A further improvement in investor sentiment in UK commercial property was evident during
August with signs of more widespread yield compression for quality assets, according to real
estate adviser Cushman & Wakefield’s new Business Briefing.
Prime yields fell an average of 15bp in August, with the headline average now at 7.03%, its
lowest since November 2008.
Demand for secondary property remains weak in general and the gap between supply and demand
for quality assets has widened further over the past month.
Stronger economic sentiment has helped the market but the gap between supply and demand has
been exacerbated, with a scarcity of prime stock coming available, which is forcing yields to
correct as bidders compete for investment opportunities. Demand is expected to grow
further over the coming months with evidence, for example, that European investors may be ready
to make new fund allocations targeting the UK.
However, despite a marginal improvement in recent weeks, occupational trends remain weak and
rents continue to fall across most parts of the market. In Central London the office
market is seeing signs of stronger occupier activity and that the second half of 2009 may
improve in terms of take-up, albeit from historically low levels, as occupiers gain in
confidence and look to take advantage of market conditions.
Yields fell in 9 out of its 25 key yield indicators in August, with yield compression more
widespread than in July and all sectors now experiencing yield falls. Moreover, the trend
in yields remains downwards, with shop units and London offices under most pressure -
with industrial and retail warehousing now pausing for breath after sizeable yield falls since
the Spring.
David Hutchings, head of research EMEA, Cushman & Wakefield said; “On the back of more
positive economic sentiment, we are seeing the first signs that occupational property markets
may soon start to find their floor.
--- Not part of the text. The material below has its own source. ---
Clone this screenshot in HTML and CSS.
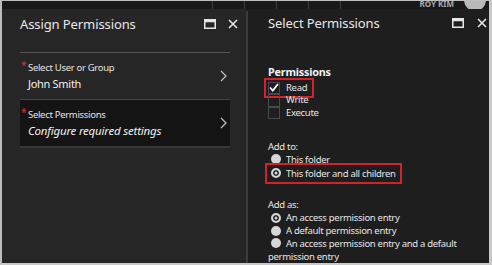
FILE: index.html
```html
<!DOCTYPE html>
<html>
<head>
<meta charset="utf-8">
<link rel="stylesheet" href="styles.css">
</head>
<body>
<div class="screen">
  <div class="topbar">
    <div class="top-fill"></div>
    <div class="top-seg"></div>
    <div class="top-seg"></div>
    <div class="top-seg"></div>
    <div class="top-seg"></div>
    <div class="top-user">
      <span class="user-name">ROY KIM</span>
      <span class="avatar"></span>
    </div>
  </div>
  <div class="panels">
    <section class="panel panel-left">
      <header class="panel-head">
        <h1 class="panel-title">Assign Permissions</h1>
        <div class="head-icons">
          <svg class="ico" width="12" height="10" viewBox="0 0 12 10"><rect x="0.75" y="0.75" width="10.5" height="8.5" fill="none" stroke="#e6e6e6" stroke-width="1.5"/><rect x="0.75" y="0.75" width="10.5" height="2.5" fill="#e6e6e6"/></svg>
          <svg class="ico" width="10" height="10" viewBox="0 0 10 10"><path d="M1 1L9 9M9 1L1 9" stroke="#e6e6e6" stroke-width="1.6" fill="none"/></svg>
        </div>
      </header>
      <div class="list">
        <div class="item">
          <div class="item-text">
            <div class="item-label"><span class="req">*</span>Select User or Group</div>
            <div class="item-value">John Smith</div>
          </div>
          <svg class="chev" width="7" height="12" viewBox="0 0 7 12"><path d="M1 1L6 6L1 11" stroke="#bdbdbd" stroke-width="1.3" fill="none"/></svg>
        </div>
        <div class="item item-active">
          <div class="item-text">
            <div class="item-label"><span class="req">*</span>Select Permissions</div>
            <div class="item-value item-italic">Configure required settings</div>
          </div>
          <svg class="chev" width="7" height="12" viewBox="0 0 7 12"><path d="M1 1L6 6L1 11" stroke="#bdbdbd" stroke-width="1.3" fill="none"/></svg>
        </div>
      </div>
    </section>
    <div class="divider"></div>
    <section class="panel panel-right">
      <header class="panel-head">
        <h1 class="panel-title">Select Permissions</h1>
        <div class="head-icons">
          <svg class="ico" width="12" height="10" viewBox="0 0 12 10"><rect x="0.75" y="0.75" width="10.5" height="8.5" fill="none" stroke="#e6e6e6" stroke-width="1.5"/><rect x="0.75" y="0.75" width="10.5" height="2.5" fill="#e6e6e6"/></svg>
          <svg class="ico" width="10" height="10" viewBox="0 0 10 10"><path d="M1 1L9 9M9 1L1 9" stroke="#e6e6e6" stroke-width="1.6" fill="none"/></svg>
        </div>
      </header>
      <div class="form">
        <h2 class="group-title">Permissions</h2>
        <div class="checks">
          <div class="check-row highlight">
            <span class="box checked"><svg width="10" height="9" viewBox="0 0 10 9"><path d="M1 4.5L3.8 7.5L9 1" stroke="#ffffff" stroke-width="1.8" fill="none"/></svg></span>
            <span class="check-label">Read</span>
          </div>
          <div class="check-row">
            <span class="box"></span>
            <span class="check-label">Write</span>
          </div>
          <div class="check-row">
            <span class="box"></span>
            <span class="check-label">Execute</span>
          </div>
        </div>

        <div class="field-label add-to">Add to:</div>
        <div class="radios">
          <div class="radio-row"><span class="radio"></span>This folder</div>
          <div class="radio-row highlight highlight-radio"><span class="radio on"></span>This folder and all children</div>
        </div>

        <div class="field-label add-as">Add as:</div>
        <div class="radios">
          <div class="radio-row"><span class="radio on"></span>An access permission entry</div>
          <div class="radio-row"><span class="radio"></span>A default permission entry</div>
          <div class="radio-row wrap"><span class="radio"></span>An access permission entry and a default permission entry</div>
        </div>
      </div>
    </section>
  </div>
</div>
</body>
</html>
```
FILE: styles.css
```css
* { box-sizing: border-box; }
html, body { margin: 0; padding: 0; }
body {
  width: 492px;
  height: 265px;
  overflow: hidden;
  background: #c9c9c9;
  font-family: "Noto Sans", "Open Sans", sans-serif;
}
.screen {
  width: 492px;
  height: 265px;
  border-top: 1px solid #bdbdbd;
  border-left: 2px solid #bdbdbd;
  border-right: 3px solid #c9c9c9;
  border-bottom: 2px solid #c9c9c9;
  display: flex;
  flex-direction: column;
  background: #1e1e1e;
  overflow: hidden;
}
.topbar {
  height: 8px;
  flex: none;
  display: flex;
  background: #191919;
  overflow: hidden;
}
.top-fill { width: 210px; }
.top-seg {
  width: 32px;
  border-left: 1px solid #3a3a3a;
}
.top-user {
  flex: 1;
  border-left: 1px solid #3a3a3a;
  display: flex;
  justify-content: flex-end;
  align-items: flex-end;
  padding-right: 3px;
}
.user-name {
  font-size: 8px;
  line-height: 8px;
  color: #aaaaaa;
  font-weight: bold;
  margin-right: 10px;
  margin-bottom: 1px;
}
.avatar {
  width: 22px;
  height: 22px;
  border-radius: 50%;
  background: #b9b9b9;
  margin-bottom: -2px;
}
.panels {
  flex: 1;
  display: flex;
  min-height: 0;
}
.panel { display: flex; flex-direction: column; }
.panel-left {
  width: 244px;
  background: #262626;
  padding: 0 16px 0 18px;
}
.divider {
  width: 2px;
  background: #3c3c3c;
  margin-top: 2px;
}
.panel-right {
  flex: 1;
  background: #1e1e1e;
  padding: 0 0 0 20px;
}
.panel-head {
  height: 29px;
  display: flex;
  align-items: center;
  justify-content: space-between;
}
.panel-left .panel-head { margin-right: -10px; }
.panel-title {
  margin: 0;
  font-size: 13px;
  font-weight: 400;
  letter-spacing: -0.1px;
  color: #e8e8e8;
}
.head-icons {
  display: flex;
  align-items: center;
  gap: 12px;
  padding-right: 2px;
}
.panel-right .head-icons { gap: 13px; }
.ico { display: block; }

.list {
  margin-top: 14px;
  border-top: 1px solid #555555;
}
.item {
  height: 47px;
  display: flex;
  align-items: center;
  justify-content: space-between;
  padding: 0 3px 0 0;
  border-bottom: 1px solid #444444;
}
.item-active {
  background: #141414;
  border-bottom: 2px solid #383838;
  height: 48px;
}
.item-text { padding-left: 1px; }
.item-label {
  font-size: 9.5px;
  letter-spacing: -0.3px;
  color: #e4e4e4;
  line-height: 14px;
  position: relative;
  padding-left: 7px;
}
.req {
  position: absolute;
  left: 0;
  top: -3px;
  color: #e03030;
  font-size: 10px;
}
.item-value {
  font-size: 11px;
  letter-spacing: -0.3px;
  color: #f0f0f0;
  line-height: 17px;
  padding-left: 7px;
}
.item-italic {
  font-style: italic;
  font-size: 11.5px;
  letter-spacing: -0.2px;
}
.chev { display: block; }

.form {
  padding-top: 27px;
  color: #e6e6e6;
  font-size: 9.5px;
  letter-spacing: -0.3px;
}
.group-title {
  margin: 0 0 4px;
  font-size: 10.8px;
  letter-spacing: -0.2px;
  font-weight: bold;
  color: #f2f2f2;
  line-height: 13px;
}
.checks { display: flex; flex-direction: column; align-items: flex-start; }
.check-row {
  display: flex;
  align-items: center;
  height: 12.5px;
  gap: 6px;
}
.box {
  width: 12px;
  height: 12.5px;
  border: 1px solid #4a4a4a;
  display: flex;
  align-items: center;
  justify-content: center;
}
.box.checked { border-color: #5a3a6a; }
.check-label { line-height: 12px; }
.highlight {
  outline: 2px solid #d0242a;
}
.check-row.highlight {
  outline-offset: 2px;
  padding-right: 3px;
}

.field-label { line-height: 13px; }
.add-to { margin-top: 20.5px; }
.add-as { margin-top: 17.5px; }
.radios { display: flex; flex-direction: column; align-items: flex-start; }
.radio-row {
  display: flex;
  align-items: center;
  line-height: 13px;
  gap: 5px;
  padding-left: 3px;
}
.radio-row.highlight-radio {
  outline: 2px solid #d0242a;
  outline-offset: 1px;
  padding: 1px 3px 1px 3px;
}
.radio {
  flex: none;
  width: 10px;
  height: 10px;
  border-radius: 50%;
  background: #d6d6d6;
}
.radio.on {
  border: 2px solid #d6d6d6;
  box-shadow: inset 0 0 0 1.5px #1e1e1e;
  background-color: #d6d6d6;
}
.radio-row.wrap {
  display: block;
  padding-left: 0;
}
.radio-row.wrap .radio {
  display: inline-block;
  vertical-align: -1px;
  margin: 0 5px 0 3px;
}
```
However, it is clear there will be more pain to come
in the short term and investors must be sure they have this priced into the assets they are
buying – and those they are holding.
For now, pricing is still attractive but once investors start to push into the secondary
markets to find stock – and there are signs that some may soon be ready for this - then
risks will grow that investment market pricing will get ahead of occupier market trends.”